Multibillionaire Elon Musk started his DOGE cost-cutting campaign by going on stage at a Republican Party event and waving around a power saw as if he were demolishing the USAID program while the audience cheered him on.
“I missed some good parties that weekend,” he said when he was finished.
When the infamous Alligator Alcatraz opened up in the python- and alligator-infested Florida Everglades, the Florida Republican Party actually fundraised off of it by selling T-shirts, caps, coffee mugs and such. Many of the items showed smiling alligators biting chunks off detainees.
Homeland Security Secretary Kristi Noem so relishes her job of overseeing the deportation effort that she prances around the country visiting various photo ops for fun. One shows her sitting on a horse wearing a cowboy hat and Western attire, overlooking detainees boarding a plane in Texas. Other times she’s shown up in ICE coats and military uniforms, sometimes toting a rifle.
Noem had a video made at a prison in Louisiana, posing with the prisoners while rock music by the Rolling Stones played in the background. Television’s “Dr. Phil” also made a video of ICE grabbing people off the streets, shackling them and throwing them into the back of Gestapo-style trucks.
U.S. Rep.
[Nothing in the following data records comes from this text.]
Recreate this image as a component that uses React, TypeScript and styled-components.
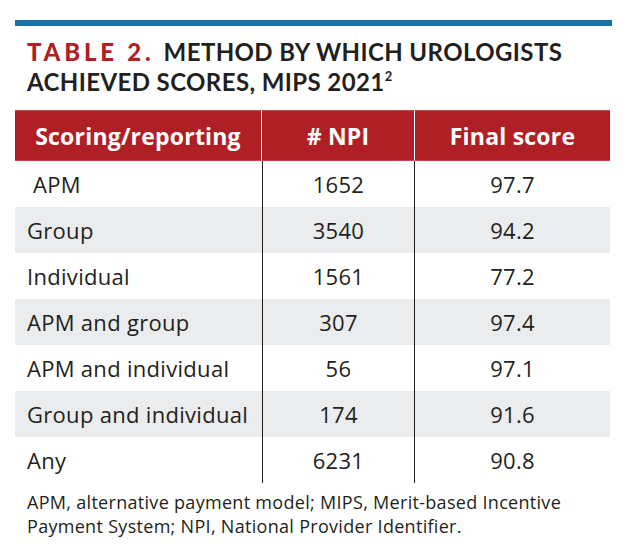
import styled, { createGlobalStyle } from "styled-components";

const GlobalStyle = createGlobalStyle`
  html, body {
    margin: 0;
    padding: 0;
    background: #ffffff;
  }
  body {
    font-family: "Open Sans", Lato, sans-serif;
    color: #231f20;
  }
`;

const Page = styled.div`
  width: 628px;
  height: 554px;
  padding: 20px 18px 0 15px;
  box-sizing: border-box;
  overflow: hidden;
`;

const TopRule = styled.div`
  width: 597px;
  height: 6px;
  background: #1b70a5;
`;

const Title = styled.h1`
  margin: 11px 0 0 12px;
  font-family: Lato, sans-serif;
  font-size: 24px;
  line-height: 30px;
  font-weight: 700;
  letter-spacing: 0.4px;
  color: #231f20;

  .label {
    color: #b01f25;
    font-weight: 900;
    letter-spacing: 3.8px;
    margin-right: 9px;
  }
  sup {
    font-size: 13px;
    line-height: 0;
    vertical-align: 10px;
  }
`;

const Grid = styled.div`
  margin-top: 13px;
  width: 595px;
  display: grid;
  grid-template-columns: 247px 153px 195px;
`;

const HeadCell = styled.div<{ $last?: boolean }>`
  height: 51px;
  box-sizing: border-box;
  background: #b01f25;
  border-top: 1px solid #c6484d;
  border-bottom: 1px solid #c6484d;
  border-right: ${(p) => (p.$last ? "none" : "1px solid #ffffff")};
  display: flex;
  align-items: center;
  justify-content: center;
  color: #ffffff;
  font-size: 23px;
  font-weight: 700;
  letter-spacing: 0.2px;
`;

const Cell = styled.div<{ $shade?: boolean; $col: number; $indent?: boolean }>`
  height: 46px;
  box-sizing: border-box;
  padding-bottom: 1px;
  background: ${(p) => (p.$shade ? "#ebeced" : "#ffffff")};
  display: flex;
  align-items: center;
  justify-content: ${(p) => (p.$col === 0 ? "flex-start" : "center")};
  padding-left: ${(p) => (p.$col === 0 ? (p.$indent ? "18px" : "12px") : "0")};
  border-left: ${(p) => (p.$col === 1 ? "1.5px solid #231f20" : "none")};
  border-right: ${(p) => (p.$col === 1 ? "1.5px solid #231f20" : "none")};
  font-size: 22px;
  font-weight: 400;
  letter-spacing: 0.3px;
  color: #231f20;
`;

const Footnote = styled.p`
  margin: 7px 0 0 12px;
  font-size: 18px;
  line-height: 24px;
  letter-spacing: 0.3px;
  color: #231f20;
`;

const rows: { method: string; npi: string; score: string; indent?: boolean }[] = [
  { method: "APM", npi: "1652", score: "97.7", indent: true },
  { method: "Group", npi: "3540", score: "94.2" },
  { method: "Individual", npi: "1561", score: "77.2" },
  { method: "APM and group", npi: "307", score: "97.4" },
  { method: "APM and individual", npi: "56", score: "97.1" },
  { method: "Group and individual", npi: "174", score: "91.6" },
  { method: "Any", npi: "6231", score: "90.8" },
];

export default function App() {
  return (
    <>
      <GlobalStyle />
      <Page>
        <TopRule />
        <Title>
          <span className="label">TABLE 2.</span>METHOD BY WHICH UROLOGISTS
          <br />
          ACHIEVED SCORES, MIPS 2021<sup>2</sup>
        </Title>
        <Grid>
          <HeadCell>Scoring/reporting</HeadCell>
          <HeadCell># NPI</HeadCell>
          <HeadCell $last>Final score</HeadCell>
          {rows.map((r, i) => {
            const shade = i % 2 === 1;
            return [
              <Cell key={r.method + "-m"} $col={0} $shade={shade} $indent={r.indent}>
                {r.method}
              </Cell>,
              <Cell key={r.method + "-n"} $col={1} $shade={shade}>
                {r.npi}
              </Cell>,
              <Cell key={r.method + "-s"} $col={2} $shade={shade}>
                {r.score}
              </Cell>,
            ];
          })}
        </Grid>
        <Footnote>
          APM, alternative payment model; MIPS, Merit-based Incentive
          <br />
          Payment System; NPI, National Provider Identifier.
        </Footnote>
      </Page>
    </>
  );
}
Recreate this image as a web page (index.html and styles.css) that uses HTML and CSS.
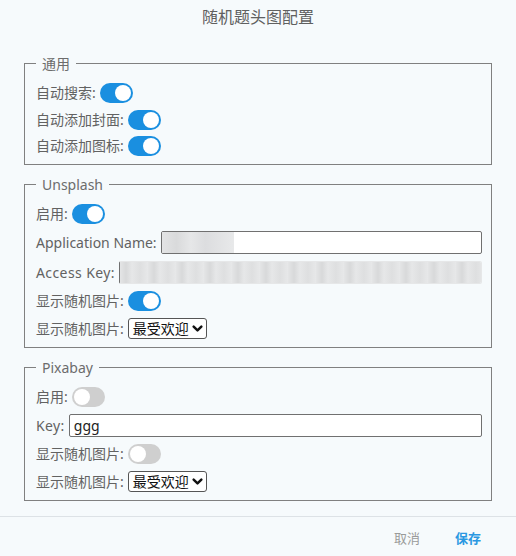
FILE: index.html
```html
<!DOCTYPE html>
<html lang="zh">
<head>
<meta charset="utf-8">
<link rel="stylesheet" href="styles.css">
</head>
<body>
<div class="dialog">
  <div class="title">随机题头图配置</div>
  <div class="content">
    <fieldset class="group">
      <legend>通用</legend>
      <div class="row"><span class="label">自动搜索:</span><span class="toggle on"></span></div>
      <div class="row"><span class="label">自动添加封面:</span><span class="toggle on"></span></div>
      <div class="row"><span class="label">自动添加图标:</span><span class="toggle on"></span></div>
    </fieldset>
    <fieldset class="group">
      <legend>Unsplash</legend>
      <div class="row"><span class="label">启用:</span><span class="toggle on"></span></div>
      <div class="row"><span class="label">Application Name:</span><span class="field field-name"><span class="blur blur-short"></span></span></div>
      <div class="row"><span class="label label-key">Access Key:</span><span class="field field-key"><span class="blur blur-long"></span></span></div>
      <div class="row"><span class="label">显示随机图片:</span><span class="toggle on"></span></div>
      <div class="row"><span class="label">显示随机图片:</span><span class="select">最受欢迎<svg class="chev" viewBox="0 0 10 10" width="11" height="11"><path d="M1.5 3.2 L5 6.7 L8.5 3.2" fill="none" stroke="#111" stroke-width="2.2" stroke-linecap="round" stroke-linejoin="round"/></svg></span></div>
    </fieldset>
    <fieldset class="group">
      <legend>Pixabay</legend>
      <div class="row"><span class="label">启用:</span><span class="toggle"></span></div>
      <div class="row"><span class="label label-key">Key:</span><span class="field field-plain">ggg</span></div>
      <div class="row"><span class="label">显示随机图片:</span><span class="toggle"></span></div>
      <div class="row"><span class="label">显示随机图片:</span><span class="select">最受欢迎<svg class="chev" viewBox="0 0 10 10" width="11" height="11"><path d="M1.5 3.2 L5 6.7 L8.5 3.2" fill="none" stroke="#111" stroke-width="2.2" stroke-linecap="round" stroke-linejoin="round"/></svg></span></div>
    </fieldset>
  </div>
  <div class="footer">
    <span class="btn cancel">取消</span>
    <span class="btn save">保存</span>
  </div>
</div>
</body>
</html>
```
FILE: styles.css
```css
html, body {
  margin: 0;
  padding: 0;
  background: #f6fafc;
}
body {
  font-family: "Noto Sans", "Noto Sans CJK SC", sans-serif;
  color: #626262;
  font-size: 14px;
}
.dialog {
  width: 516px;
  height: 556px;
  display: flex;
  flex-direction: column;
}
.title {
  height: 34px;
  line-height: 34px;
  text-align: center;
  font-size: 16px;
  color: #606060;
}
.content {
  padding: 20px 24px 0 24px;
  display: flex;
  flex-direction: column;
  gap: 10px;
}
.group {
  margin: 0;
  border: 1px solid #808080;
  padding: 10px 9px 8px 11px;
  display: flex;
  flex-direction: column;
  gap: 7px;
}
.group:first-child {
  gap: 6.5px;
}
.group legend {
  padding: 0 6px;
  margin-left: 0;
  color: #6c6c6c;
  font-size: 14px;
  line-height: 19px;
}
.row {
  display: flex;
  align-items: center;
  gap: 4px;
  min-height: 20px;
  line-height: 20px;
}
.label {
  white-space: nowrap;
}
.label-key {
  letter-spacing: 0.4px;
}
.toggle {
  position: relative;
  width: 33px;
  height: 20px;
  border-radius: 10px;
  background: #cfcfcf;
  flex: none;
}
.toggle::after {
  content: "";
  position: absolute;
  top: 2px;
  left: 2px;
  width: 16px;
  height: 16px;
  border-radius: 50%;
  background: #fff;
}
.toggle.on {
  background: #1a8fe0;
}
.toggle.on::after {
  left: 15px;
}
.field {
  flex: 1;
  height: 23px;
  box-sizing: border-box;
  border: 1px solid #707070;
  border-radius: 2px;
  background: #fff;
  display: flex;
  align-items: center;
  overflow: hidden;
}
.field-key {
  border-color: #e6e7e8;
  border-left-color: #707070;
  background: #e5e6e7;
}
.field-plain {
  padding: 0 4px;
  color: #222;
  font-size: 14px;
}
.blur {
  display: block;
  height: 100%;
  background: #e3e4e5;
}
.blur-short {
  width: 72px;
  background: linear-gradient(to right, #e3e4e5 0, #d9dadb 20%, #e6e7e8 40%, #dcdddf 60%, #e8e9ea 100%);
}
.blur-long {
  width: 100%;
  background: repeating-linear-gradient(to right, #e4e5e6 0, #d8d9da 6px, #e6e7e8 12px, #dedfe0 20px, #e7e8e9 28px);
}
.select {
  display: inline-flex;
  align-items: center;
  gap: 3px;
  height: 21px;
  box-sizing: border-box;
  border: 1px solid #555;
  border-radius: 3px;
  background: #fff;
  padding: 0 3px 0 4px;
  color: #111;
  font-size: 14px;
  line-height: 19px;
}
.chev {
  display: block;
}
.footer {
  margin-top: auto;
  height: 40px;
  border-top: 1px solid #dde2e6;
  display: flex;
  justify-content: flex-end;
  align-items: center;
  padding: 2px 35px 0 0;
  box-sizing: border-box;
  gap: 35px;
}
.btn {
  font-size: 13px;
}
.cancel {
  color: #9a9a9a;
}
.save {
  color: #2b98e2;
  font-weight: bold;
}
```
Nancy Mace, a Republican from South Carolina, is an avid viewer of those programs. “I enjoy watching them more than anything else,” she says. It isn’t as if they were being sent back to their own countries. Some countries won’t take them back, so some detainees are sent to countries such as Libya, Sudan and Eritrea, where they can’t speak the language or have any family or personal ties.
Statistics show that more than 70 percent of the detainees have no criminal record. Being illegal is not a criminal offense. It’s a civil offense. Most of them held low-paying jobs, such as farming, laboring on construction sites, working in factories and working at car washes, among others. Still, Trump, Musk, Noem and others persist in calling them “the worst of the worst, vicious criminals and monsters.”
I think it’s quite clear who the real monsters are.